---- Information provided
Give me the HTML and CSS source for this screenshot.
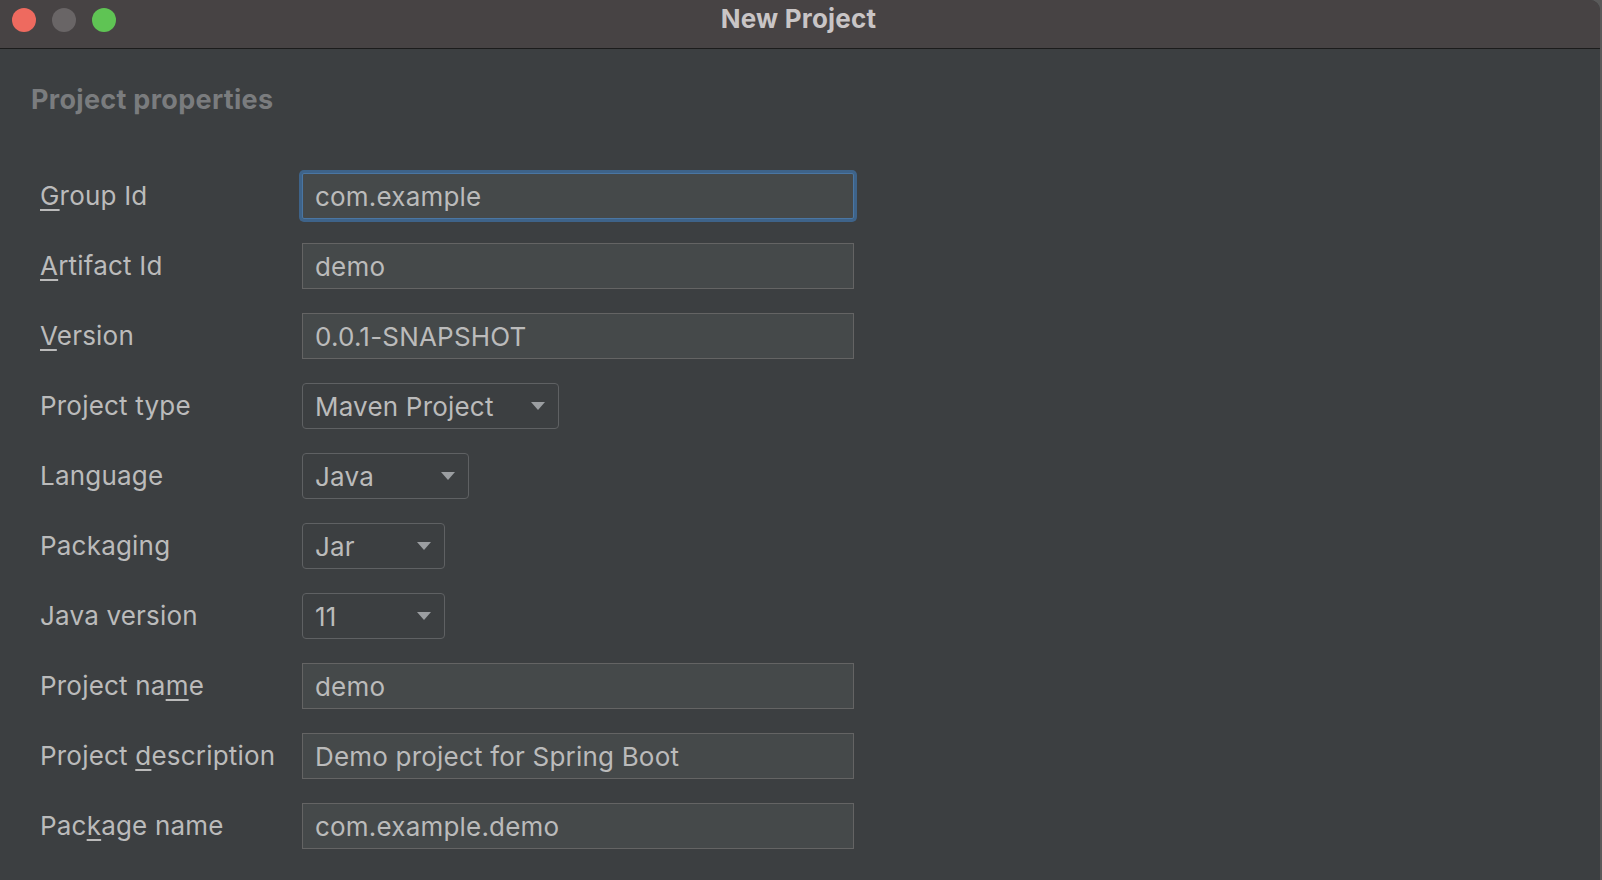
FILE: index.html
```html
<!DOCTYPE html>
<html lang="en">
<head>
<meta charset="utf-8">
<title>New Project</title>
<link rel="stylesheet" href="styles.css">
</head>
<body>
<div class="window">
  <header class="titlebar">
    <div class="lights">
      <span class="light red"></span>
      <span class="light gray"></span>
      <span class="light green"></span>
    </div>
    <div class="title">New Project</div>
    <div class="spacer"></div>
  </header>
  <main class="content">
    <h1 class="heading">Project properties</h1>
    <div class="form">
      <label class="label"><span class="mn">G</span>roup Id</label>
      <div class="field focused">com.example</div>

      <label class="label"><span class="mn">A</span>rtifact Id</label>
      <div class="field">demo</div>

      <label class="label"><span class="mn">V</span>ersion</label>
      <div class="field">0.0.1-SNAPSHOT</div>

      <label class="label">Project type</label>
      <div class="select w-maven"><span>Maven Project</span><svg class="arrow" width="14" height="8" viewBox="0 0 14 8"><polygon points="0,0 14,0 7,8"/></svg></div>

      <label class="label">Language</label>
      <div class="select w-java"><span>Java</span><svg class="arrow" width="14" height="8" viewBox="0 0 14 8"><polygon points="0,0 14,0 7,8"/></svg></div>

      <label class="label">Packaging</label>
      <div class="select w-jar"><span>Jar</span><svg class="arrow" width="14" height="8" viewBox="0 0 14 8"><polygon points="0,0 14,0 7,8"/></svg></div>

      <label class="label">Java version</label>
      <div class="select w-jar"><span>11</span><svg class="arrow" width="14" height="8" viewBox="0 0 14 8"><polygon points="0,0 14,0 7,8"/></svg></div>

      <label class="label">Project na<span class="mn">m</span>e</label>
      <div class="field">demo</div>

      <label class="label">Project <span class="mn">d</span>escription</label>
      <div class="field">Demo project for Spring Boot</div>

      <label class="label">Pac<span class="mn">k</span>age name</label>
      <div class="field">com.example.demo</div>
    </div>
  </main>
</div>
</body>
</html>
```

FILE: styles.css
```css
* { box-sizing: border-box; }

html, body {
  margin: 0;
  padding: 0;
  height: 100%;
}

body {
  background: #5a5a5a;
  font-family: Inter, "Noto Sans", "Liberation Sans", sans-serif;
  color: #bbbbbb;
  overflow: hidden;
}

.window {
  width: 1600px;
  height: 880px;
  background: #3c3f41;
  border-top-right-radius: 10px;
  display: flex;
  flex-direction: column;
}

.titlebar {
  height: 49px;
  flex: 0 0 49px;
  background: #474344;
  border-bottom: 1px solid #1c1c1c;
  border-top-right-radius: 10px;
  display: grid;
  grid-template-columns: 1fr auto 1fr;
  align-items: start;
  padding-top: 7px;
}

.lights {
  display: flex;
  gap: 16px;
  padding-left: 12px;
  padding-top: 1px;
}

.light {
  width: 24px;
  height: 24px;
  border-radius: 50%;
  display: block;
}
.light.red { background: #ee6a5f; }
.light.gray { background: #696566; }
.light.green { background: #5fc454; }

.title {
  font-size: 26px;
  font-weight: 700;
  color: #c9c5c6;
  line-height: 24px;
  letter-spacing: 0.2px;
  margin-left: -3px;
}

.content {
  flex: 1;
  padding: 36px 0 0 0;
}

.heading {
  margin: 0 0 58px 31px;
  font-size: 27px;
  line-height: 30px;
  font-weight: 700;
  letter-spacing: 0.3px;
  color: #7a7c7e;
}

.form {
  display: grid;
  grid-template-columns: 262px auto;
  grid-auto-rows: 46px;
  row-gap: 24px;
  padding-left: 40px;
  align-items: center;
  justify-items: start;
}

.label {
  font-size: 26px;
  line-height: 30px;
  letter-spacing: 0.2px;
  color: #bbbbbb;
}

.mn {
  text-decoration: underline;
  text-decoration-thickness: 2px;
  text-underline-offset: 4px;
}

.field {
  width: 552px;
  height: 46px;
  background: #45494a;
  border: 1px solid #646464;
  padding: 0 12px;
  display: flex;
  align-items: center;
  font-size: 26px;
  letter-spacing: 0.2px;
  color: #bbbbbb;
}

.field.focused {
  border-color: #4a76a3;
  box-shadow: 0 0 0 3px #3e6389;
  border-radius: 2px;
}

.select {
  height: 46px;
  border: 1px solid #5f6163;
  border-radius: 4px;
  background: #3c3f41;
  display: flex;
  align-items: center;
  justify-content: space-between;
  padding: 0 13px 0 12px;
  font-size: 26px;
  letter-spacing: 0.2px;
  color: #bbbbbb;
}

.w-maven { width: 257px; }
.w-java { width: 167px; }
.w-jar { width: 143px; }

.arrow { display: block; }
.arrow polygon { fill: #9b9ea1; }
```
--------
Aim of the exercise: Reproduce every line above as written, skipping pictures.

Solution to this problem:
Give me the HTML and CSS source for this screenshot.
FILE: index.html
```html
<!DOCTYPE html>
<html lang="en">
<head>
<meta charset="utf-8">
<title>New Project</title>
<link rel="stylesheet" href="styles.css">
</head>
<body>
<div class="window">
  <header class="titlebar">
    <div class="lights">
      <span class="light red"></span>
      <span class="light gray"></span>
      <span class="light green"></span>
    </div>
    <div class="title">New Project</div>
    <div class="spacer"></div>
  </header>
  <main class="content">
    <h1 class="heading">Project properties</h1>
    <div class="form">
      <label class="label"><span class="mn">G</span>roup Id</label>
      <div class="field focused">com.example</div>

      <label class="label"><span class="mn">A</span>rtifact Id</label>
      <div class="field">demo</div>

      <label class="label"><span class="mn">V</span>ersion</label>
      <div class="field">0.0.1-SNAPSHOT</div>

      <label class="label">Project type</label>
      <div class="select w-maven"><span>Maven Project</span><svg class="arrow" width="14" height="8" viewBox="0 0 14 8"><polygon points="0,0 14,0 7,8"/></svg></div>

      <label class="label">Language</label>
      <div class="select w-java"><span>Java</span><svg class="arrow" width="14" height="8" viewBox="0 0 14 8"><polygon points="0,0 14,0 7,8"/></svg></div>

      <label class="label">Packaging</label>
      <div class="select w-jar"><span>Jar</span><svg class="arrow" width="14" height="8" viewBox="0 0 14 8"><polygon points="0,0 14,0 7,8"/></svg></div>

      <label class="label">Java version</label>
      <div class="select w-jar"><span>11</span><svg class="arrow" width="14" height="8" viewBox="0 0 14 8"><polygon points="0,0 14,0 7,8"/></svg></div>

      <label class="label">Project na<span class="mn">m</span>e</label>
      <div class="field">demo</div>

      <label class="label">Project <span class="mn">d</span>escription</label>
      <div class="field">Demo project for Spring Boot</div>

      <label class="label">Pac<span class="mn">k</span>age name</label>
      <div class="field">com.example.demo</div>
    </div>
  </main>
</div>
</body>
</html>
```

FILE: styles.css
```css
* { box-sizing: border-box; }

html, body {
  margin: 0;
  padding: 0;
  height: 100%;
}

body {
  background: #5a5a5a;
  font-family: Inter, "Noto Sans", "Liberation Sans", sans-serif;
  color: #bbbbbb;
  overflow: hidden;
}

.window {
  width: 1600px;
  height: 880px;
  background: #3c3f41;
  border-top-right-radius: 10px;
  display: flex;
  flex-direction: column;
}

.titlebar {
  height: 49px;
  flex: 0 0 49px;
  background: #474344;
  border-bottom: 1px solid #1c1c1c;
  border-top-right-radius: 10px;
  display: grid;
  grid-template-columns: 1fr auto 1fr;
  align-items: start;
  padding-top: 7px;
}

.lights {
  display: flex;
  gap: 16px;
  padding-left: 12px;
  padding-top: 1px;
}

.light {
  width: 24px;
  height: 24px;
  border-radius: 50%;
  display: block;
}
.light.red { background: #ee6a5f; }
.light.gray { background: #696566; }
.light.green { background: #5fc454; }

.title {
  font-size: 26px;
  font-weight: 700;
  color: #c9c5c6;
  line-height: 24px;
  letter-spacing: 0.2px;
  margin-left: -3px;
}

.content {
  flex: 1;
  padding: 36px 0 0 0;
}

.heading {
  margin: 0 0 58px 31px;
  font-size: 27px;
  line-height: 30px;
  font-weight: 700;
  letter-spacing: 0.3px;
  color: #7a7c7e;
}

.form {
  display: grid;
  grid-template-columns: 262px auto;
  grid-auto-rows: 46px;
  row-gap: 24px;
  padding-left: 40px;
  align-items: center;
  justify-items: start;
}

.label {
  font-size: 26px;
  line-height: 30px;
  letter-spacing: 0.2px;
  color: #bbbbbb;
}

.mn {
  text-decoration: underline;
  text-decoration-thickness: 2px;
  text-underline-offset: 4px;
}

.field {
  width: 552px;
  height: 46px;
  background: #45494a;
  border: 1px solid #646464;
  padding: 0 12px;
  display: flex;
  align-items: center;
  font-size: 26px;
  letter-spacing: 0.2px;
  color: #bbbbbb;
}

.field.focused {
  border-color: #4a76a3;
  box-shadow: 0 0 0 3px #3e6389;
  border-radius: 2px;
}

.select {
  height: 46px;
  border: 1px solid #5f6163;
  border-radius: 4px;
  background: #3c3f41;
  display: flex;
  align-items: center;
  justify-content: space-between;
  padding: 0 13px 0 12px;
  font-size: 26px;
  letter-spacing: 0.2px;
  color: #bbbbbb;
}

.w-maven { width: 257px; }
.w-java { width: 167px; }
.w-jar { width: 143px; }

.arrow { display: block; }
.arrow polygon { fill: #9b9ea1; }
```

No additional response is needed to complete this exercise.